Key instructional elements to support PD

To support teachers in this important work of shifting classroom instruction, we used five key instructional elements to examine, reflect on, and analyze classroom instruction, curriculum, and resources as part of a two-day PD workshop. These elements could also be used to support ongoing professional learning in a variety of formats, such as professional learning communities (PLCs), coaching models, or individual reflection. The PD work should be grounded in curriculum and/or examples clearly connected to classroom instruction.

During the PD, we used the elements to introduce and reflect on the OpenSciEd middle school science curriculum. OpenSciEd is a nonprofit organization that provides high-quality, freely available science curriculum and professional learning materials designed to align with the NGSS using a storyline approach (see Online Resources). Specifically, we worked with 70 science teachers split evenly across sixth, seventh, and eighth grades during the two-day workshop.

In this article, we first introduce the instructional elements and then describe four examples of PD activities in which they can be used: (1) to examine classroom video and/or instruction to develop a shared understanding, (2) to support individual reflection on practice to identify successes and challenges, (3) to examine classroom video and/or instruction to identify teacher moves and strategies, and (4) to analyze curriculum and resources to maximize NGSS alignment.

These elements encompass key shifts from learning about to figuring out that empower student voice and engagement. They highlight that instruction should be phenomena based such that it is centered on figuring out phenomena or solving problems rather than learning discrete facts or definitions. Furthermore, the instruction should be coherent for students as it is driven by students’ questions and ideas as well as driven by evidence that students gather and make sense of as they incrementally build and revise ideas. Finally, this instruction should be collaborative as the class figures out ideas together within an equitable community that values all ideas (see Figure 1).

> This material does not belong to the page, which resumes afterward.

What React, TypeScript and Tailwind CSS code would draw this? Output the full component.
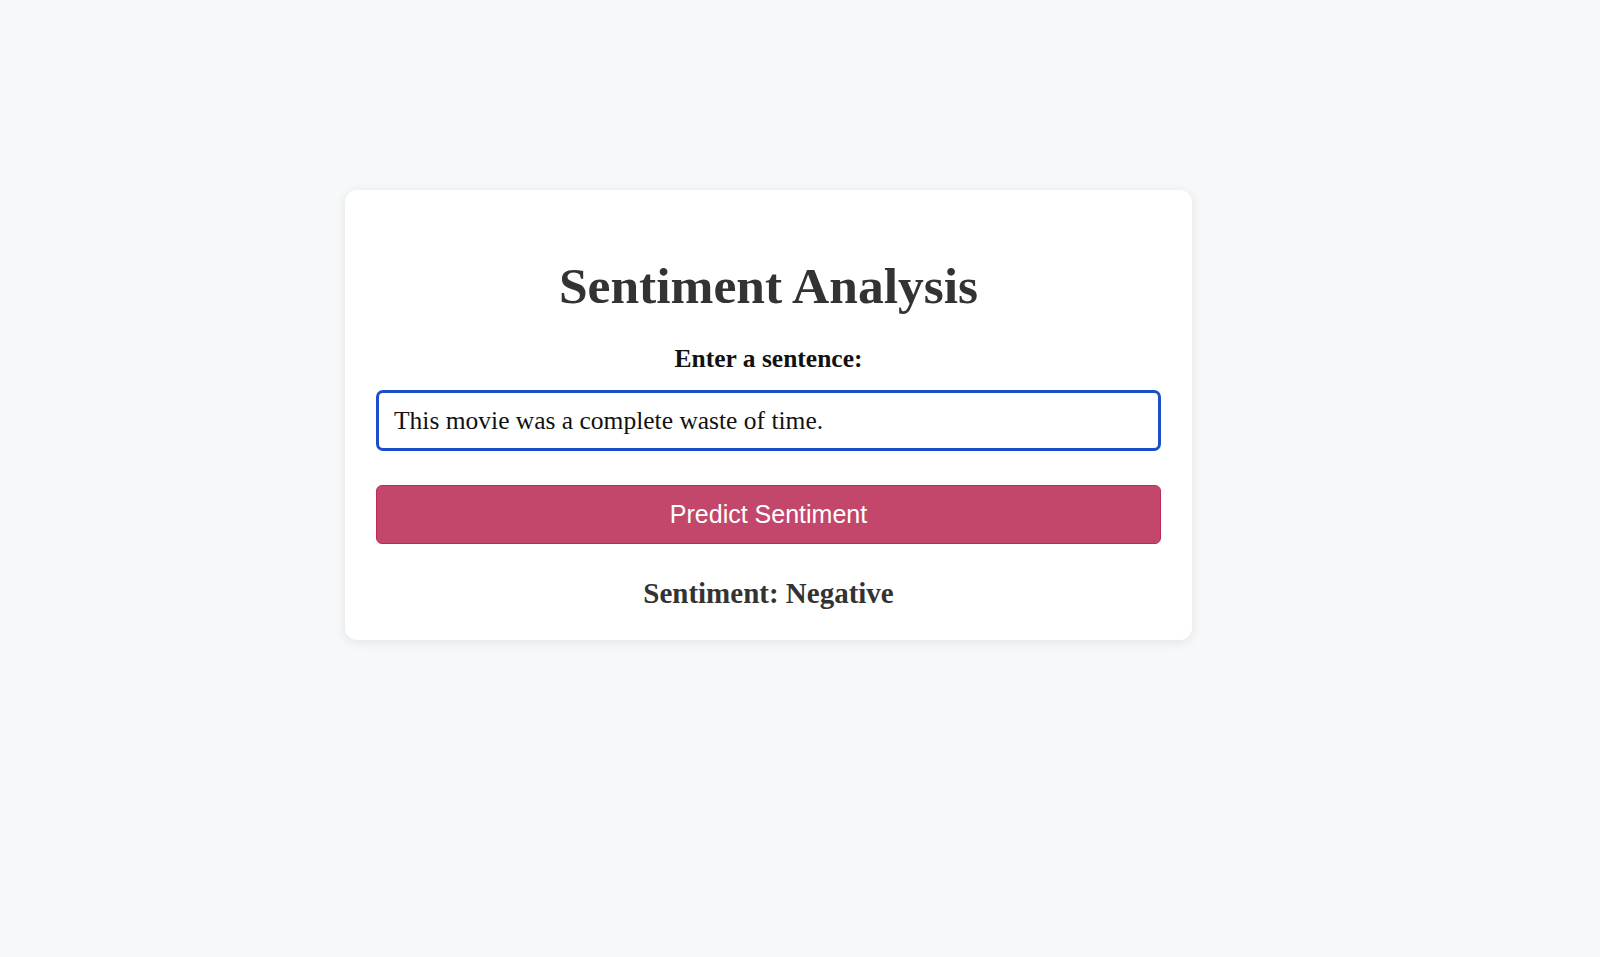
import React, { useState } from 'react';

export default function App() {
    const [text, setText] = useState('This movie was a complete waste of time.');

    return (
        <div className="min-h-screen bg-[#f7f8fa] pt-[190px]" style={{ fontFamily: '"Liberation Serif", serif' }}>
            <div className="ml-[345px] w-[847px] rounded-[12px] bg-white px-[31px] pt-[66px] pb-[29px] shadow-[0_2px_12px_rgba(0,0,0,0.09)]">
                <h1 className="text-center text-[51.5px] font-bold leading-[60px] text-[#333333]">
                    Sentiment Analysis
                </h1>
                <label htmlFor="sentence" className="mt-[28px] block text-center text-[25.5px] font-bold leading-[30px] text-[#111111]">
                    Enter a sentence:
                </label>
                <input
                    id="sentence"
                    type="text"
                    value={text}
                    onChange={(e) => setText(e.target.value)}
                    className="mt-[16px] block h-[61px] w-full rounded-[7px] border-[3px] border-[#1a4fc9] bg-white px-[15px] text-[25.5px] text-[#111111] outline-none"
                />
                <button
                    type="button"
                    className="mt-[34px] block h-[59px] w-full rounded-[6px] border border-[#c0285a] bg-[#c2476b] text-[25px] text-white"
                    style={{ fontFamily: '"Liberation Sans", Arial, sans-serif' }}
                >
                    Predict Sentiment
                </button>
                <p className="mt-[31px] text-center text-[29px] font-bold leading-[36px] text-[#333333]">
                    Sentiment: Negative
                </p>
            </div>
        </div>
    );
}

Example 1: Examine classroom video or classroom practice to develop a shared understanding

To better integrate these key elements into classrooms, we need to develop a shared understanding of what they look like in practice. Engaging in a shared classroom experience (e.g., watching a video or observing a colleague) can help teachers work together to develop a deeper understanding of these key instructional elements.

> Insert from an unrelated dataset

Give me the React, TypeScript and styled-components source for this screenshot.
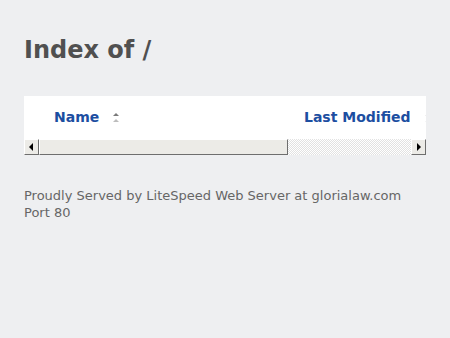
import React from "react";
import styled, { createGlobalStyle } from "styled-components";

const GlobalStyle = createGlobalStyle`
  html, body { margin: 0; padding: 0; }
  body {
    background: #eeeff1;
    font-family: "DejaVu Sans", "Liberation Sans", sans-serif;
  }
`;

const Page = styled.main`
  padding: 36px 24px 24px;
`;

const Title = styled.h1`
  margin: 0;
  font-size: 24px;
  line-height: 28px;
  font-weight: bold;
  color: #505050;
`;

const Panel = styled.section`
  margin-top: 32px;
  background: #fff;
`;

const Viewport = styled.div`
  overflow: hidden;
`;

const Table = styled.table`
  width: 601px;
  table-layout: fixed;
  border-collapse: collapse;
`;

const HeadCell = styled.th<{ $w: number }>`
  box-sizing: border-box;
  width: ${(p) => p.$w}px;
  height: 43px;
  padding: 13px 0 14px 30px;
  text-align: left;
  vertical-align: top;
  white-space: nowrap;
  font-size: 14px;
  line-height: 16px;
  font-weight: bold;
`;

const SortLink = styled.a`
  color: #1c4ea1;
  text-decoration: none;
`;

const SortIcon = styled.span<{ $active?: boolean }>`
  display: inline-flex;
  flex-direction: column;
  gap: 3px;
  margin: 4px 0 0 14px;
  vertical-align: top;

  &::before,
  &::after {
    content: "";
    width: 0;
    height: 0;
    border-left: 3.5px solid transparent;
    border-right: 3.5px solid transparent;
  }
  &::before {
    border-bottom: 3px solid ${(p) => (p.$active ? "#7a7a7a" : "#e2e2e2")};
  }
  &::after {
    border-bottom: 3px solid ${(p) => (p.$active ? "#bdbdbd" : "#ececec")};
  }
`;

/* classic horizontal scrollbar */
const ScrollBar = styled.div`
  display: flex;
  height: 16px;
  background: repeating-conic-gradient(#ffffff 0 25%, #e2e2e2 0 50%) 0 0 / 2px 2px;
`;

const Bevel = styled.div`
  box-sizing: border-box;
  height: 16px;
  background-color: #ecebe7;
  border: 1px solid;
  border-color: #ffffff #6e6e6e #6e6e6e #ffffff;
`;

const ArrowButton = styled(Bevel)<{ $dir: "left" | "right" }>`
  flex: 0 0 15px;
  display: flex;
  align-items: center;
  justify-content: center;

  &::before {
    content: "";
    width: 0;
    height: 0;
    border-top: 4px solid transparent;
    border-bottom: 4px solid transparent;
    ${(p) =>
      p.$dir === "left"
        ? "border-right: 4px solid #000; margin-right: 1px;"
        : "border-left: 4px solid #000; margin-left: 1px;"}
  }
`;

const Thumb = styled(Bevel)`
  flex: 0 0 auto;
`;

const Track = styled.div`
  flex: 1;
`;

const Footer = styled.address`
  margin-top: 32px;
  font-style: normal;
  font-size: 13px;
  line-height: 17px;
  color: #666;
`;

const columns = [
  { label: "Name", w: 250, active: true },
  { label: "Last Modified", w: 200, active: false },
  { label: "Size", w: 151, active: false },
];

export default function App() {
  const thumbWidth = 249;
  return (
    <>
      <GlobalStyle />
      <Page>
        <Title>Index of /</Title>
        <Panel>
          <Viewport>
            <Table>
              <thead>
                <tr>
                  {columns.map((c) => (
                    <HeadCell key={c.label} $w={c.w}>
                      <SortLink href="#">{c.label}</SortLink>
                      <SortIcon $active={c.active} />
                    </HeadCell>
                  ))}
                </tr>
              </thead>
            </Table>
          </Viewport>
          <ScrollBar>
            <ArrowButton $dir="left" />
            <Thumb style={{ width: thumbWidth }} />
            <Track />
            <ArrowButton $dir="right" />
          </ScrollBar>
        </Panel>
        <Footer>Proudly Served by LiteSpeed Web Server at glorialaw.com Port 80</Footer>
      </Page>
    </>
  );
}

For example, during the PD, participants were asked to watch a five-minute classroom video (see link to classroom video in Online Resources). The video was of a group of students from the OpenSciEd curriculum unit, How do things inside our bodies work together to make us feel the way we do? (Inside Our Bodies unit; Novak and McGill 2019; see link in Online Resources). This unit is anchored in the phenomena of a young girl, M’Kenna, who had not been feeling well; in it, students argue from evidence to explain what is occurring in her body. As participants watched the video, they were asked to reflect on the key instructional elements and how students engaged in this work. After watching the video, participants then talked in small groups for five minutes. They were asked to reflect on the question “What do you see the students/teachers doing that align with the key instructional elements?” Participants then shared out key ideas from their small group during a whole-group discussion.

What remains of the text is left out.